|
|
Subscribe / Log in / New account

The risks of embedded bare repositories in Git

By Jake Edge
April 27, 2022

Running code from inside a cloned Git repository is potentially risky, but normally just inspecting such a repository is considered to be safe. As a recent posting to the Git mailing list shows, however, there are still risks lurking inside these repositories; code that lives in them can be triggered in unexpected ways. In particular, malicious "bare" repositories can be added as a subdirectory of a repository; they can be configured to run code whenever Git commands are executed there, which is something that can happen in surprising ways. There is now an effort underway to try to address the problem in Git, without breaking the legitimate need for including bare repositories into a Git tree.

In early April, Glen Choo posted to the list about the security risk of bare repositories in Git working tree.

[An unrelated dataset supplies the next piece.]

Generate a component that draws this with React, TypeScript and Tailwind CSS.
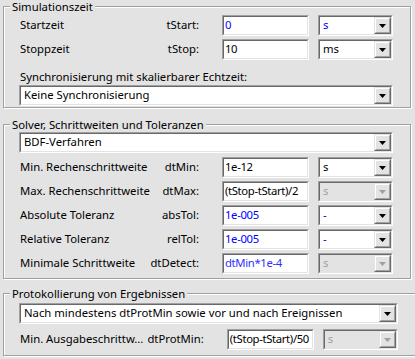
import React from "react";

const Sunken = ({
  children,
  className = "",
  bg = "bg-white",
}: {
  children?: React.ReactNode;
  className?: string;
  bg?: string;
}) => (
  <div
    className={`border border-t-[#a0a0a0] border-l-[#a0a0a0] border-b-white border-r-white ${className}`}
  >
    <div
      className={`h-full w-full border border-t-[#696969] border-l-[#696969] border-b-[#e3e3e3] border-r-[#e3e3e3] ${bg} flex items-center overflow-hidden`}
    >
      {children}
    </div>
  </div>
);

const Arrow = ({ disabled }: { disabled?: boolean }) => (
  <div className="h-full w-[17px] shrink-0 border border-t-[#e3e3e3] border-l-[#e3e3e3] border-b-[#696969] border-r-[#696969]">
    <div className="h-full w-full border border-t-white border-l-white border-b-[#a0a0a0] border-r-[#a0a0a0] bg-[#e3e3e3] flex items-center justify-center">
      <svg width="7" height="4" viewBox="0 0 7 4">
        <path d="M0 0H7L3.5 4Z" fill={disabled ? "#a0a0a0" : "#000"} />
      </svg>
    </div>
  </div>
);

const Field = ({ value, color = "text-black" }: { value: string; color?: string }) => (
  <Sunken className="w-[87px] h-[21px] shrink-0">
    <span className={`pl-[1px] whitespace-nowrap tracking-[-0.35px] ${color}`}>{value}</span>
  </Sunken>
);

const Combo = ({
  value,
  color = "text-black",
  disabled,
  className = "w-[75px]",
}: {
  value: string;
  color?: string;
  disabled?: boolean;
  className?: string;
}) => (
  <Sunken className={`h-[21px] shrink-0 ${className}`} bg={disabled ? "bg-[#e3e3e3]" : "bg-white"}>
    <span
      className={`flex-1 pl-[3px] whitespace-nowrap ${disabled ? "text-[#a0a0a0]" : color}`}
    >
      {value}
    </span>
    <Arrow disabled={disabled} />
  </Sunken>
);

const Row = ({
  label,
  name,
  value,
  valueColor,
  unit,
  unitColor,
  unitDisabled,
}: {
  label: string;
  name: string;
  value: string;
  valueColor?: string;
  unit: string;
  unitColor?: string;
  unitDisabled?: boolean;
}) => (
  <div className="flex items-center h-[21px]">
    <span className="flex-1 pl-[1px] whitespace-nowrap">{label}</span>
    <span className="whitespace-nowrap pl-[4px] pr-[1px]">{name}</span>
    <div className="w-[22px]" />
    <Field value={value} color={valueColor} />
    <div className="w-[9px]" />
    <Combo value={unit} color={unitColor} disabled={unitDisabled} />
  </div>
);

const groupCls =
  "border border-[#a0a0a0] shadow-[1px_1px_0_white,inset_1px_1px_0_white] pl-[15px] pr-[17px] mr-[1px]";
const legendCls = "ml-[-9px] px-[2px] leading-[13px] bg-[#e3e3e3]";

export default function App() {
  return (
    <div className="w-[415px] h-[359px] bg-[#e3e3e3] pl-[3px] pr-[3px] flex flex-col text-[11.3px] text-black font-['Noto_Sans',sans-serif] overflow-hidden">
      <fieldset className={`${groupCls} h-[108px]`}>
        <legend className={legendCls}>Simulationszeit</legend>
        <div className="mt-[2px] flex flex-col gap-[3px]">
          <Row
            label="Startzeit"
            name="tStart:"
            value="0"
            valueColor="text-[#0000ff]"
            unit="s"
            unitColor="text-[#0000ff]"
          />
          <Row label="Stoppzeit" name="tStop:" value="10" unit="ms" />
        </div>
        <div className="mt-[10px] leading-[14px] pl-[1px]">
          Synchronisierung mit skalierbarer Echtzeit:
        </div>
        <Combo value="Keine Synchronisierung" className="w-full mt-[1px]" />
      </fieldset>

      <fieldset className={`${groupCls} mt-[10px] h-[161px]`}>
        <legend className={legendCls}>Solver, Schrittweiten und Toleranzen</legend>
        <Combo value="BDF-Verfahren" className="w-full mt-[1px]" />
        <div className="mt-[4px] flex flex-col gap-[3px]">
          <Row label="Min. Rechenschrittweite" name="dtMin:" value="1e-12" unit="s" />
          <Row
            label="Max. Rechenschrittweite"
            name="dtMax:"
            value="(tStop-tStart)/2"
            unit="s"
            unitDisabled
          />
          <Row
            label="Absolute Toleranz"
            name="absTol:"
            value="1e-005"
            valueColor="text-[#0000ff]"
            unit="-"
            unitColor="text-[#0000ff]"
          />
          <Row
            label="Relative Toleranz"
            name="relTol:"
            value="1e-005"
            valueColor="text-[#0000ff]"
            unit="-"
            unitColor="text-[#0000ff]"
          />
          <Row
            label="Minimale Schrittweite"
            name="dtDetect:"
            value="dtMin*1e-4"
            valueColor="text-[#3030ff]"
            unit="s"
            unitDisabled
          />
        </div>
      </fieldset>

      <fieldset className={`${groupCls} mt-[8px] h-[69px]`}>
        <legend className={legendCls}>Protokollierung von Ergebnissen</legend>
        <Combo
          value="Nach mindestens dtProtMin sowie vor und nach Ereignissen"
          className="w-full mt-[3px]"
        />
        <div className="mt-[5px]">
          <Row
            label="Min. Ausgabeschrittw..."
            name="dtProtMin:"
            value="(tStop-tStart)/50"
            unit="s"
            unitDisabled
          />
        </div>
      </fieldset>
    </div>
  );
}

He linked to an admirably detailed advisory from Justin Steven that documents the problem and how it can be triggered by a wide variety of tools, including shells, integrated development environments (IDEs), editors, and more. The advisory has proof-of-concept (PoC) code for a whole slew of different scenarios, including ones that can be used to reproduce the problem locally, if desired.

The risks from automatically running code that comes from a remote (possibly untrusted) repository are well-known, so git clone does not copy the configuration file (normally .git/config) to the local system. Git can be configured via the file (or by using the git config command) in a wide variety of ways, including such things as changing the meaning of certain git subcommands. That is clearly dangerous, which is why the configuration file is excluded from the clone operation.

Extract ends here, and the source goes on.